REQUEST :: Could you retype the lines below, starting at the line holding "Generate a component" and stopping at the line holding "import React from 'react';", inclusive? Copy them exactly and drop the images.

MATERIAL FOR THIS EXERCISE ::
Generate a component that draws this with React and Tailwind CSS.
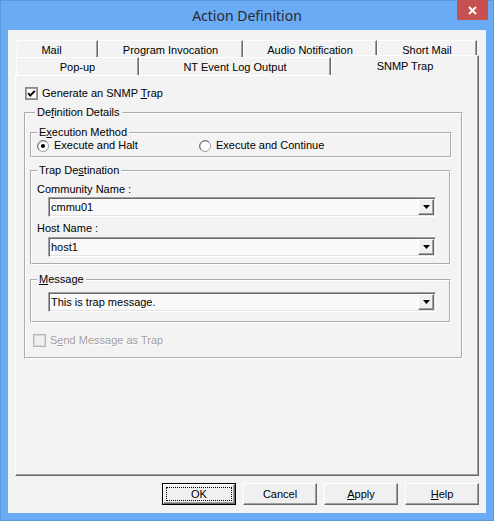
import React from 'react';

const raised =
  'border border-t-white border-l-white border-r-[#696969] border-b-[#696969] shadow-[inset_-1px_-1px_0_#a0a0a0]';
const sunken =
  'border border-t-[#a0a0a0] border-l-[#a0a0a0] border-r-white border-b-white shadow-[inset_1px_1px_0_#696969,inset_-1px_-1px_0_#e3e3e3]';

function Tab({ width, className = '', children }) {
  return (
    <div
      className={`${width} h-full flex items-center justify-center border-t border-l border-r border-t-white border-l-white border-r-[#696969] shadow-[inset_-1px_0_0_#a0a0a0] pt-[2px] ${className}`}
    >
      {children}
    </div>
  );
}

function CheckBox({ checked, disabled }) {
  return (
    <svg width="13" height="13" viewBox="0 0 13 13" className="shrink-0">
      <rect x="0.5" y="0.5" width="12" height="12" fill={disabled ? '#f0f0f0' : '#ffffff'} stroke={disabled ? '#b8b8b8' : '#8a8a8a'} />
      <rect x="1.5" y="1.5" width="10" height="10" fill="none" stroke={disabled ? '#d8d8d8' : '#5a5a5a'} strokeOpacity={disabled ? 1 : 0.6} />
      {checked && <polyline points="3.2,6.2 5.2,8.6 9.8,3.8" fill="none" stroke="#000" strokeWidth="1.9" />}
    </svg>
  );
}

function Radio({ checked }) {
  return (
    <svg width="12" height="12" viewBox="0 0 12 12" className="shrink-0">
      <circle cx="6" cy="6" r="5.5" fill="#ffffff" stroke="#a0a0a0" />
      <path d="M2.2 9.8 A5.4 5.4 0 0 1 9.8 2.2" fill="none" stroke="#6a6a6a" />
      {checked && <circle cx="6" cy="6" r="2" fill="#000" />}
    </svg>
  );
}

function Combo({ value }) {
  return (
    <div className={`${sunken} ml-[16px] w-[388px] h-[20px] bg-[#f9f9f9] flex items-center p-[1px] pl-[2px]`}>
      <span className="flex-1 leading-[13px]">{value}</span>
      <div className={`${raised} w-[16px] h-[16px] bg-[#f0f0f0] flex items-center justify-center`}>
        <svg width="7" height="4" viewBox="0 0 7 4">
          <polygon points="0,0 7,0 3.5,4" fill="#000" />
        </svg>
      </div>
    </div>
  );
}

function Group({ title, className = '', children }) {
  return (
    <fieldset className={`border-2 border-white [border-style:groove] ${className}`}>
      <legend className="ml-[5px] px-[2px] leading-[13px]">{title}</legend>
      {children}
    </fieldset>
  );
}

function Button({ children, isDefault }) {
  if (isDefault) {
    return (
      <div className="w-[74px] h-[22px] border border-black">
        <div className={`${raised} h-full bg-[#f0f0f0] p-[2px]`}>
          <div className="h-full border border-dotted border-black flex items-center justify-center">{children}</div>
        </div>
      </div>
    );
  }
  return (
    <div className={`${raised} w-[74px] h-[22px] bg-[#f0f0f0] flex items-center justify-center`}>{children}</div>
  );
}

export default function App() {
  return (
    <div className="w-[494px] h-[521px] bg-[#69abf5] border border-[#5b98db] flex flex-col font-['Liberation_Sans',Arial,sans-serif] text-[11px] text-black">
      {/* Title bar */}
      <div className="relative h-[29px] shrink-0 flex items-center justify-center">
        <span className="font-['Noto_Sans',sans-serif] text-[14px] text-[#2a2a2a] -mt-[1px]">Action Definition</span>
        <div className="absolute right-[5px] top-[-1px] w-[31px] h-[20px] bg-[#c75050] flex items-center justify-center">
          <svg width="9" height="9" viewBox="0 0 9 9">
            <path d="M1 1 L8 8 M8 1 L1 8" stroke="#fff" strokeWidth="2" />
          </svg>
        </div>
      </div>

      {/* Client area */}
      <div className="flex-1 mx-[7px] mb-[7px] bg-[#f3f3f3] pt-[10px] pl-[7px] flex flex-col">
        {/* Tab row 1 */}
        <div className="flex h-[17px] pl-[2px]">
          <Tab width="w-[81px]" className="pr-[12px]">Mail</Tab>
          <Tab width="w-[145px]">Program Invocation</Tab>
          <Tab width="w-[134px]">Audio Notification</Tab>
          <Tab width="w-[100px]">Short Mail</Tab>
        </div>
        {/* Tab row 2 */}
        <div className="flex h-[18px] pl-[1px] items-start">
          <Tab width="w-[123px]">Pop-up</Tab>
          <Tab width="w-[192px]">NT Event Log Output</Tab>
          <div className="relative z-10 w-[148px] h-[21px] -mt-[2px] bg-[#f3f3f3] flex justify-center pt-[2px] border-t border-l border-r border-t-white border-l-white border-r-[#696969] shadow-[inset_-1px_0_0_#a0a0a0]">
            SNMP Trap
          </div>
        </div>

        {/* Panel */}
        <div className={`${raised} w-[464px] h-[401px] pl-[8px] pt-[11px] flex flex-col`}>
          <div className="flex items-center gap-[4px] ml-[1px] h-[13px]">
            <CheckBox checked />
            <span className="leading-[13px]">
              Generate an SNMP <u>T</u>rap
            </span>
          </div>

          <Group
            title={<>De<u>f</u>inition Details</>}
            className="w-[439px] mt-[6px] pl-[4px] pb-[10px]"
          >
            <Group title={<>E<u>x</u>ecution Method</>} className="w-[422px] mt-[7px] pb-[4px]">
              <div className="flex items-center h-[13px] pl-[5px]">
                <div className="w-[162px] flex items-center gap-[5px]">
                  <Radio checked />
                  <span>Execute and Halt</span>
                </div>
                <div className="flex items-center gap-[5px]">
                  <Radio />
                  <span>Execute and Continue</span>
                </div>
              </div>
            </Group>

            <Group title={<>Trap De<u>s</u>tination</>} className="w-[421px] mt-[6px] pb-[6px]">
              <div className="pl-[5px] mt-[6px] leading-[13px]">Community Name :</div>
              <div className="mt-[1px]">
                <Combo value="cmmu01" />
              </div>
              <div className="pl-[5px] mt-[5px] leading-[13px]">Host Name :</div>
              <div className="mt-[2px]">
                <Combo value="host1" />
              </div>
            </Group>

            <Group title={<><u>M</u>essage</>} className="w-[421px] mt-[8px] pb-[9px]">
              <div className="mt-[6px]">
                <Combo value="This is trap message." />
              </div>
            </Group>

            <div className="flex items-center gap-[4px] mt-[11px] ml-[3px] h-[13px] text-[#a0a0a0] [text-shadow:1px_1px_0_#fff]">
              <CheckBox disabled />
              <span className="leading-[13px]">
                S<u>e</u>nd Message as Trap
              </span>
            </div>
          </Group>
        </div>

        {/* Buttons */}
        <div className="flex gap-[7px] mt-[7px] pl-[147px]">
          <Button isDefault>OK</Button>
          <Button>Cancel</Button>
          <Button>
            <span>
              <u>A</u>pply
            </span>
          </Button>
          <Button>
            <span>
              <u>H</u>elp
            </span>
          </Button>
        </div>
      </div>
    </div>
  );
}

--

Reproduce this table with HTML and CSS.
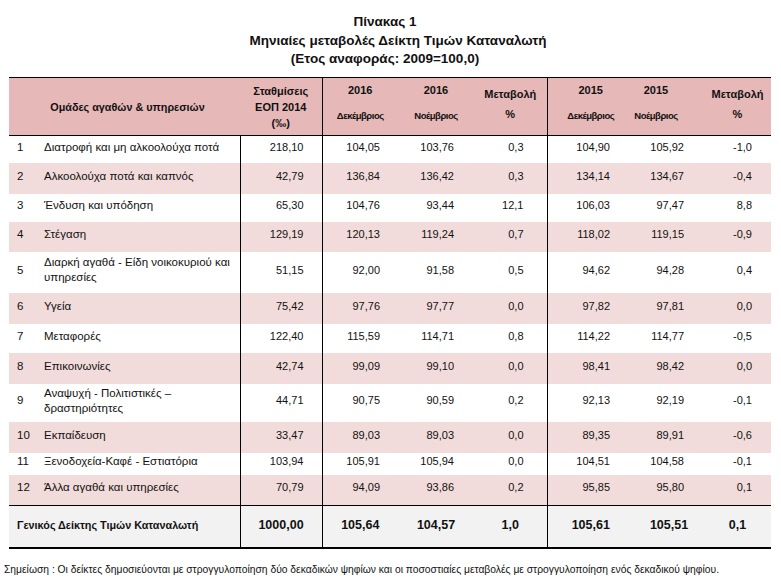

...

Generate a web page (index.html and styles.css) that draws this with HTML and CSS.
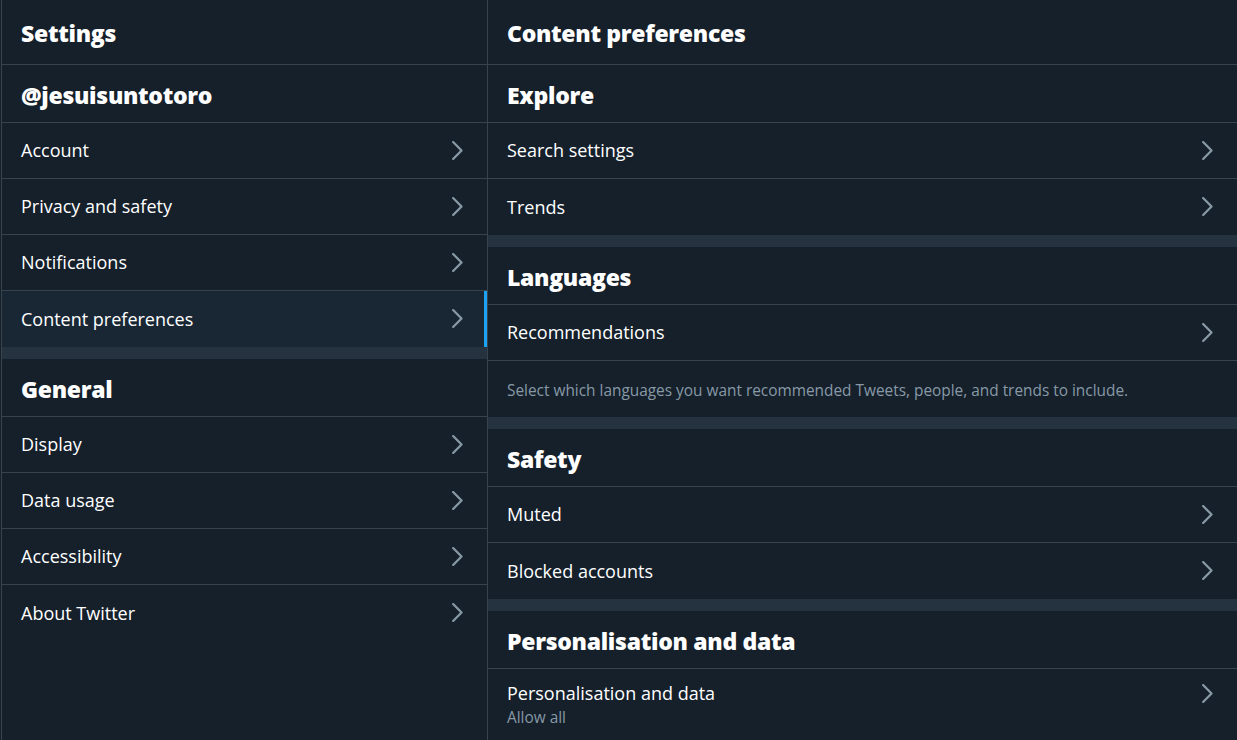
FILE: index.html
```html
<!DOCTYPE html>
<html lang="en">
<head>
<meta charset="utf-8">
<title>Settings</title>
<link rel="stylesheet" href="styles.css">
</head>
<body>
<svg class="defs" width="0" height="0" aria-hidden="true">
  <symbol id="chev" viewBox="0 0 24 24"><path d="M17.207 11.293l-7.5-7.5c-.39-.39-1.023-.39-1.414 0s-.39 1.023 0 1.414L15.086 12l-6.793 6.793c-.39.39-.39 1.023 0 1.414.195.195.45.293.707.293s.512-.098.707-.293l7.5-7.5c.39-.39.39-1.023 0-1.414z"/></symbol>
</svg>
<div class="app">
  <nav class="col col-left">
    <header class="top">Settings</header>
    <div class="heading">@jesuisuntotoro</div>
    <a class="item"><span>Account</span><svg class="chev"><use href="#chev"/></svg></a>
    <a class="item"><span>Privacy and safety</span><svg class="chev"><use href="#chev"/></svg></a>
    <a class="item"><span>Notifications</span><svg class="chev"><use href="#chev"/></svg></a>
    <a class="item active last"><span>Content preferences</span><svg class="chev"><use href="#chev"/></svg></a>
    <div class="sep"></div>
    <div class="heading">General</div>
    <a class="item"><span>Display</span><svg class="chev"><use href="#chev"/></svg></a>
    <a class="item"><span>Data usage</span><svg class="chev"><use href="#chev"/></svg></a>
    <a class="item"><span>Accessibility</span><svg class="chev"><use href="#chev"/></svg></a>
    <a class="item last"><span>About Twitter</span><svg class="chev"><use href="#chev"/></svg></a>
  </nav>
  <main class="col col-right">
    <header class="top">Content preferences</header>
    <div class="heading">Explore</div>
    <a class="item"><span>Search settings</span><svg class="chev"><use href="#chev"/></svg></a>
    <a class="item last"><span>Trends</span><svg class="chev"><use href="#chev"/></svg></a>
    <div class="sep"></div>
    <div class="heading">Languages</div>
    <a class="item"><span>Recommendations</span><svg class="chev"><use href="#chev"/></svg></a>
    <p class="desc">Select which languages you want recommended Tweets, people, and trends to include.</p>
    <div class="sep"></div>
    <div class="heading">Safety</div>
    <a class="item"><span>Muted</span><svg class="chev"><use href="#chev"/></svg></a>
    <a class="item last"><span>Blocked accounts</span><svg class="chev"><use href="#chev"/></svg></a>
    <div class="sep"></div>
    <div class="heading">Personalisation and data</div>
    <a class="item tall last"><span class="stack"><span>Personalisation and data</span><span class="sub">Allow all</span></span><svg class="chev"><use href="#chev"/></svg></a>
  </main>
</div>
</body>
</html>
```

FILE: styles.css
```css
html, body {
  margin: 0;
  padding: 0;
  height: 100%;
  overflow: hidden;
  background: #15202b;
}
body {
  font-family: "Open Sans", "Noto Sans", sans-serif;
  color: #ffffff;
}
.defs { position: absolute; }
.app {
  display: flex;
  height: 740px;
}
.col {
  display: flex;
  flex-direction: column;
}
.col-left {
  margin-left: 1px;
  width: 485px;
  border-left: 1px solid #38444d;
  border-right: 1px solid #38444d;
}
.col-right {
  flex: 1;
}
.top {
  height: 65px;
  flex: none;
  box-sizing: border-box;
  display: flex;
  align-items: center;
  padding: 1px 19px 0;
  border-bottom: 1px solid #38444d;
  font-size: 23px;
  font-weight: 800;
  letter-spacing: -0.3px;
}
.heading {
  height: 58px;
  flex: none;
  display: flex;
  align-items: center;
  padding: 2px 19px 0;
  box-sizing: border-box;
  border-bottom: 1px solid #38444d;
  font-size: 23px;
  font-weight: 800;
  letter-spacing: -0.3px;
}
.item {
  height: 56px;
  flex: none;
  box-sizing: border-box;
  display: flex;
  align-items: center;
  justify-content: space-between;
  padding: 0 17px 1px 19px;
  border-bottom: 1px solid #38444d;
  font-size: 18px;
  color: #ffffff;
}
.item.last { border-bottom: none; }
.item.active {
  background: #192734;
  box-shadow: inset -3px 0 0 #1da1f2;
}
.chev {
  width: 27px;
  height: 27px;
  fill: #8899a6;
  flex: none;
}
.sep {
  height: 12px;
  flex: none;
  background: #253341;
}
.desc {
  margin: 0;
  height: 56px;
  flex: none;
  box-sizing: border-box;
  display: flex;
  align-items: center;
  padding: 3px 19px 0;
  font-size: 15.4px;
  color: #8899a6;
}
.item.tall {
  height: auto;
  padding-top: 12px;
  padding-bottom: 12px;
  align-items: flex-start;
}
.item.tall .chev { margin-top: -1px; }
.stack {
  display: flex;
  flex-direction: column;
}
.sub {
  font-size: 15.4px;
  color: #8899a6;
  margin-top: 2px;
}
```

TASK RESULT ::
Generate a component that draws this with React and Tailwind CSS.
import React from 'react';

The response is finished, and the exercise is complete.